Millicom did its best to talk up a fairly weak full-year financial performance on Thursday, but did not attempt to conceal the difficulties it will face in its various operating markets this year.
The telco, which provides services in Latin America and one African market – Tanzania – under the Tigo brand, saw revenues and operating profit decline in the fourth quarter and 2020 as a whole, and is battening down the financial hatches for the current year.
As previously announced, the telco is making no dividend payment to shareholders for 2020 and has now decided to suspend dividends for 2021 as part of a strategy aimed at addressing the uncertainty wrought by Covid-19.
“While we are encouraged by recent trends, our plans for 2021 reflect the fact that in our markets the pandemic is hitting a second wave, unemployment remains very high, government finances are stretched, and it remains unclear when the worst of the economic impact of this health crisis will pass,” said Millicom chief executive Mauricio Ramos.
Ramos said the company will take the same “prudent” approach to 2021 as it did last year, including managing the business to deliver a minimum OCF of $1.4 billion, which should give the firm the flexibility to adjust plans as necessary throughout the year. The company said it will also prioritise capex for organic growth and net debt reduction as it works towards a long term leverage target of around 2x.
“With this in mind, we believe it is prudent not to pay a cash dividend in 2021, although we may resume share repurchases in the second half of the year,” Ramos said.
Despite the gloomy socio-economic climate and the fact that Millicom’s own numbers were less-than stellar, Ramos declared himself to be “optimistic about the future for Millicom. And to be fair, the telco’s results do show some glimmers of hope.
Turnover was down 3.8% in 2020 to $4.17 billion and fell 5.4% in Q4 to $1.09 billion. Full-year operating profit slid by 22% to $446 million, while the company turned in a net loss of $385 million. However, in general the company fared better towards the end of the year than it did at the start.

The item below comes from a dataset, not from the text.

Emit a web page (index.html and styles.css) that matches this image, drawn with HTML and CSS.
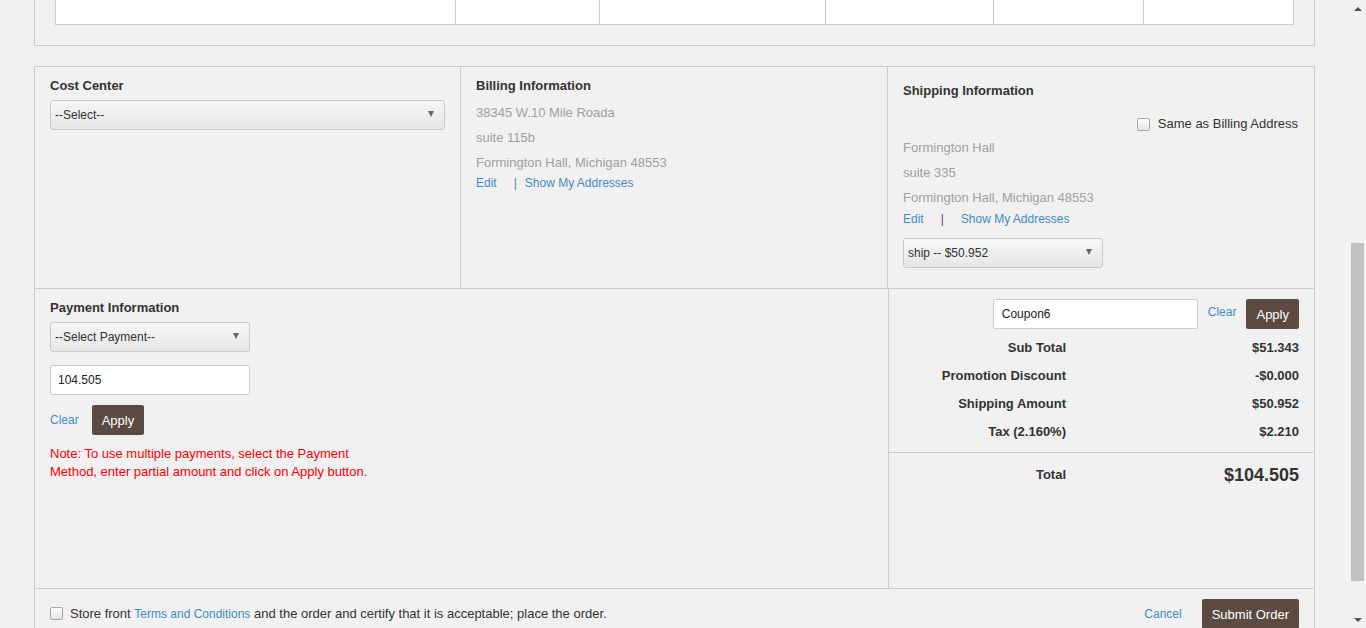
FILE: index.html
```html
<!DOCTYPE html>
<html lang="en">
<head>
<meta charset="utf-8">
<title>Checkout</title>
<link rel="stylesheet" href="styles.css">
</head>
<body>
<div class="page">
  <main class="content">
    <section class="panel panel-top">
      <div class="items-table">
        <div class="cell"></div>
        <div class="cell"></div>
        <div class="cell"></div>
        <div class="cell"></div>
        <div class="cell"></div>
        <div class="cell"></div>
      </div>
    </section>

    <section class="panel checkout">
      <div class="row-info">
        <div class="col col-cost">
          <h3 class="heading">Cost Center</h3>
          <div class="select select-cost"><span class="select-value">--Select--</span><span class="caret"></span></div>
        </div>
        <div class="col col-billing">
          <h3 class="heading">Billing Information</h3>
          <div class="address">
            <p>38345 W.10 Mile Roada</p>
            <p>suite 115b</p>
            <p>Formington Hall, Michigan 48553</p>
          </div>
          <div class="addr-links"><a href="#">Edit</a><span class="sep">|</span><a href="#">Show My Addresses</a></div>
        </div>
        <div class="col col-shipping">
          <h3 class="heading">Shipping Information</h3>
          <label class="same-billing"><input type="checkbox" class="check"><span>Same as Billing Address</span></label>
          <div class="address">
            <p>Formington Hall</p>
            <p>suite 335</p>
            <p>Formington Hall, Michigan 48553</p>
          </div>
          <div class="addr-links"><a href="#">Edit</a><span class="sep sep-ship">|</span><a href="#">Show My Addresses</a></div>
          <div class="select select-ship"><span class="select-value">ship -- $50.952</span><span class="caret"></span></div>
        </div>
      </div>

      <div class="row-pay">
        <div class="col col-payment">
          <h3 class="heading">Payment Information</h3>
          <div class="select select-pay"><span class="select-value">--Select Payment--</span><span class="caret"></span></div>
          <input type="text" class="field field-amount" value="104.505">
          <div class="pay-actions">
            <a href="#">Clear</a>
            <button class="btn" type="button">Apply</button>
          </div>
          <p class="note">Note: To use multiple payments, select the Payment Method, enter partial amount and click on Apply button.</p>
        </div>
        <div class="col-summary">
          <div class="summary-top">
            <div class="coupon">
              <input type="text" class="field field-coupon" value="Coupon6">
              <a href="#" class="coupon-clear">Clear</a>
              <button class="btn" type="button">Apply</button>
            </div>
            <div class="totals">
              <span class="label">Sub Total</span><span class="value">$51.343</span>
              <span class="label">Promotion Discount</span><span class="value">-$0.000</span>
              <span class="label">Shipping Amount</span><span class="value">$50.952</span>
              <span class="label">Tax (2.160%)</span><span class="value">$2.210</span>
            </div>
          </div>
          <div class="totals total-row">
            <span class="label">Total</span><span class="value grand">$104.505</span>
          </div>
        </div>
      </div>

      <div class="footer">
        <label class="terms"><input type="checkbox" class="check"><span>Store front <a href="#">Terms and Conditions</a> and the order and certify that it is acceptable; place the order.</span></label>
        <div class="footer-actions">
          <a href="#">Cancel</a>
          <button class="btn" type="button">Submit Order</button>
        </div>
      </div>
    </section>
  </main>

  <aside class="scrollbar">
    <div class="sb-btn"><span class="tri-up"></span></div>
    <div class="sb-thumb"></div>
    <div class="sb-rest"></div>
    <div class="sb-btn"><span class="tri-down"></span></div>
  </aside>
</div>
</body>
</html>
```

FILE: styles.css
```css
* { box-sizing: border-box; }

html, body {
  margin: 0;
  height: 628px;
  overflow: hidden;
}

body {
  background: #f1f1f1;
  font-family: "Liberation Sans", Arial, sans-serif;
  font-size: 13px;
  color: #333;
}

a {
  color: #428bca;
  text-decoration: none;
  font-size: 12px;
}

.page {
  display: flex;
  height: 628px;
}

.content {
  flex: 1;
  min-width: 0;
  padding: 0 34px;
}

.panel {
  border: 1px solid #ccc;
  background: #f1f1f1;
}

/* top (scrolled) panel with table */
.panel-top {
  border-top: none;
  padding: 0 20px 20px;
}

.items-table {
  display: grid;
  grid-template-columns: 400px 144px 226px 168px 150px 149px;
  height: 25px;
  background: #fff;
  border: 1px solid #ccc;
  border-top: none;
}

.items-table .cell {
  border-right: 1px solid #ccc;
}

.items-table .cell:last-child {
  border-right: none;
}

/* checkout panel */
.checkout {
  margin-top: 20px;
}

.row-info {
  display: grid;
  grid-template-columns: 426px 427px 1fr;
  height: 222px;
  border-bottom: 1px solid #ccc;
}

.col {
  padding: 9px 15px 0;
}

.col-cost,
.col-billing {
  border-right: 1px solid #ccc;
}

.col-shipping {
  padding-top: 14px;
}

.heading {
  margin: 0;
  font-size: 13px;
  font-weight: bold;
  line-height: 20px;
  color: #333;
}

.select {
  display: flex;
  align-items: center;
  justify-content: space-between;
  height: 30px;
  margin-top: 4px;
  padding: 0 10px 0 4px;
  border: 1px solid #c9c9c9;
  border-radius: 3px;
  background: linear-gradient(#f7f7f7, #e6e6e6);
  font-size: 12px;
  color: #333;
}

.caret {
  width: 0;
  height: 0;
  margin-top: -3px;
  border-left: 3.5px solid transparent;
  border-right: 3.5px solid transparent;
  border-top: 6px solid #666;
}

.select-cost { width: 395px; }
.select-pay { width: 200px; }
.select-ship { width: 200px; margin-top: 10px; }

.address {
  margin-top: 4px;
}

.address p {
  margin: 0;
  line-height: 25px;
  color: #a0a0a0;
}

.col-shipping .address {
  margin-top: 1px;
}

.addr-links {
  padding-top: 1px;
  line-height: 17px;
  font-size: 12px;
}

.col-billing .addr-links {
  padding-top: 0;
}

.sep {
  color: #428bca;
  margin: 0 8px 0 17px;
}

.sep-ship {
  color: #8d2f83;
  margin: 0 17px 0 17px;
}

.same-billing {
  display: flex;
  justify-content: flex-end;
  align-items: center;
  gap: 8px;
  margin-top: 13px;
  padding-right: 1px;
  line-height: 20px;
  color: #333;
}

.check {
  appearance: none;
  -webkit-appearance: none;
  width: 13px;
  height: 13px;
  margin: 0;
  border: 1px solid #a9a9a9;
  border-radius: 2px;
  background: linear-gradient(#fdfdfd, #e4e4e4);
  flex: none;
}

/* payment row */
.row-pay {
  display: grid;
  grid-template-columns: 854px 1fr;
  height: 300px;
  border-bottom: 1px solid #ccc;
}

.col-payment {
  border-right: 1px solid #ccc;
}

.col-payment .select {
  margin-top: 4px;
}

.field {
  display: block;
  height: 30px;
  border: 1px solid #ccc;
  border-radius: 2px;
  background: #fff;
  font-family: inherit;
  font-size: 12px;
  color: #222;
  padding: 0 7px;
}

.field-amount {
  width: 200px;
  margin-top: 13px;
}

.pay-actions {
  display: flex;
  align-items: center;
  gap: 13px;
  margin-top: 10px;
}

.btn {
  height: 30px;
  padding: 0 10px;
  border: none;
  border-radius: 2px;
  background: #5b4b43;
  color: #fff;
  font-family: inherit;
  font-size: 13px;
}

.note {
  width: 330px;
  margin: 10px 0 0;
  color: #f00;
  font-size: 13px;
  line-height: 18px;
}

/* summary */
.summary-top {
  padding: 10px 15px 6px;
}

.coupon {
  display: flex;
  justify-content: flex-end;
  align-items: flex-start;
  gap: 10px;
}

.field-coupon {
  width: 205px;
  padding: 0 8px;
}

.coupon-clear {
  line-height: 17px;
  margin-top: 5px;
}

.totals {
  display: grid;
  grid-template-columns: 162px 1fr;
  margin-top: 5px;
  line-height: 28px;
  font-weight: bold;
  color: #333;
}

.totals .label,
.totals .value {
  text-align: right;
}

.total-row {
  margin-top: 0;
  padding: 8px 15px 0;
  border-top: 1px solid #ccc;
}

.grand {
  font-size: 18px;
}

/* footer */
.footer {
  display: flex;
  justify-content: space-between;
  align-items: center;
  padding: 10px 15px 0;
}

.terms {
  display: flex;
  align-items: center;
  gap: 7px;
  color: #333;
  margin-top: -1px;
}

.footer-actions {
  display: flex;
  align-items: center;
  gap: 20px;
}

/* fake page scrollbar (page is scrolled) */
.scrollbar {
  width: 17px;
  display: flex;
  flex-direction: column;
  background: #f1f1f1;
}

.sb-btn {
  height: 17px;
  display: flex;
  align-items: center;
  justify-content: center;
  flex: none;
}

.tri-up {
  width: 0;
  height: 0;
  border-left: 4px solid transparent;
  border-right: 4px solid transparent;
  border-bottom: 4px solid #505050;
}

.tri-down {
  width: 0;
  height: 0;
  border-left: 4px solid transparent;
  border-right: 4px solid transparent;
  border-top: 4px solid #505050;
}

.sb-thumb {
  margin: 226px 2px 0;
  height: 338px;
  background: #c1c1c1;
  flex: none;
}

.sb-rest {
  flex: 1;
}
```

“The recovery that began in June gained momentum in the fourth quarter, and the important steps we took at the onset of the crisis provided us with ample flexibility to adjust our plans as business activity recovered in the second half of the year,” Ramos said.
To illustrate its point the company shared figures for Latin America that showed service revenue declined by just 0.4% in Q4 compared with 6.8% in Q2, while EBITDA in the region grew by 1% year-on-year in Q4 versus an 8.1% decline in Q2.
Millicom really needs those trends to continue this year.